NextImg:FBI Misused Warrantless-Surveillance Tool against U.S. Senator, State Senator

The FBI misused the Section 702 database — a warrantless-surveillance tool — to conduct searches on a U.S. senator, a state senator, and a state judge, a recently unclassified court filing revealed.

“In June 2022, an analyst conducted four queries of Section 702 information using the last names of a U.S. Senator and a state senator, without further limitation,” reads the ruling written by Judge Rudolph Contreras of the Foreign Intelligence Surveillance Court. “The analyst had information that a specific foreign intelligence service was targeting those legislators, but [the Justice Department’s National Security Division] determined that the querying standard was not satisfied.”

Section 702 of the Foreign Intelligence Security Act gives the intelligence community broad power to surveil foreigners but can also be used to surveil Americans without a warrant if those Americans are in contact with foreign targets. The Biden administration is urging the first branch to renew the program, but a growing number of members of Congress have resolved that they will only renew the program if it is reformed.

The FBI recently made certain changes to the querying system to prevent misuse, such as excluding the Section 702 database by default from agents’ searches and requiring high-level approval for Section 702 queries.

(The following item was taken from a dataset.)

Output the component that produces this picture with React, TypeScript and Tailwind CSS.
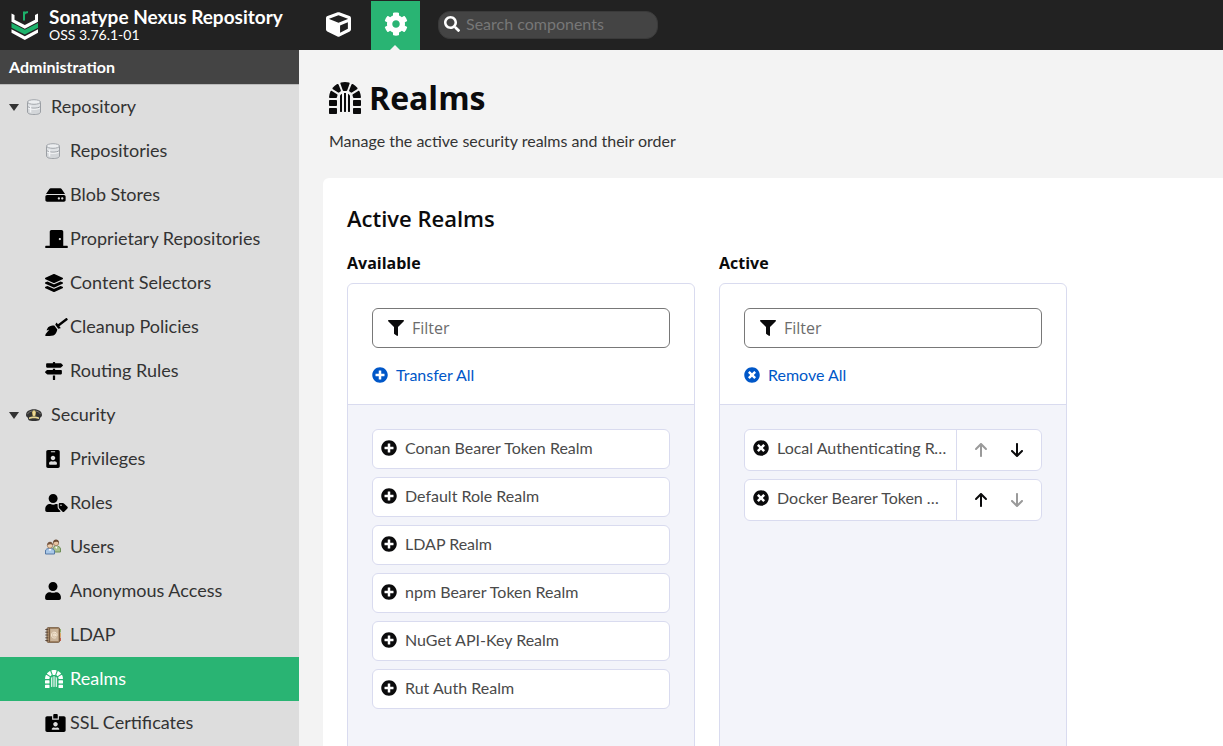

The ruling is from April of this year, and Contreras approved the program for another year. He did the same last April. Contreras noted in the most recent ruling that “there is reason to believe that the FBI has been doing a better job in applying the querying standard” since the changes were made. However, misuses of the database have not been rooted out entirely.

“On October 25, 2022, a Staff Operations Specialist ran a query using the Social Security number of a state judge who had complained to FBI about alleged civil rights violations perpetrated by a municipal chief of police,” reads the filing.

Moreover, “on May 9 and 10, 2022, an FBI Staff Operations Specialist ran four queries concerning a U.S. academic without obtaining Deputy Director approval.” These four queries were later adjudged to have met the querying standard despite not having approval from the senior FBI official.

When Contreras approved the program in April last year, he noted many more abuses. The FBI had conducted 278,000 improper searches on Americans, including 19,000 donors to a congressional candidate, crime victims, people who had protested during the summer of unrest in 2020, and January 6 suspects.

In a statement about the recently unclassified ruling, FBI director Christopher Wray noted that “compliance is an ongoing endeavor.”

“We will continue to focus on using our Section 702 authorities to protect American lives and keeping our homeland safe, while safeguarding civil rights and liberties,” Wray added.

However, Patrick Toomey, deputy director of the ACLU’s National Security Project, said in a statement to the Associated Press that it is “long past time for Congress to step in.”

“As Congress debates reauthorizing Section 702, these opinions show why that can’t happen without fundamental reforms,” Toomey added.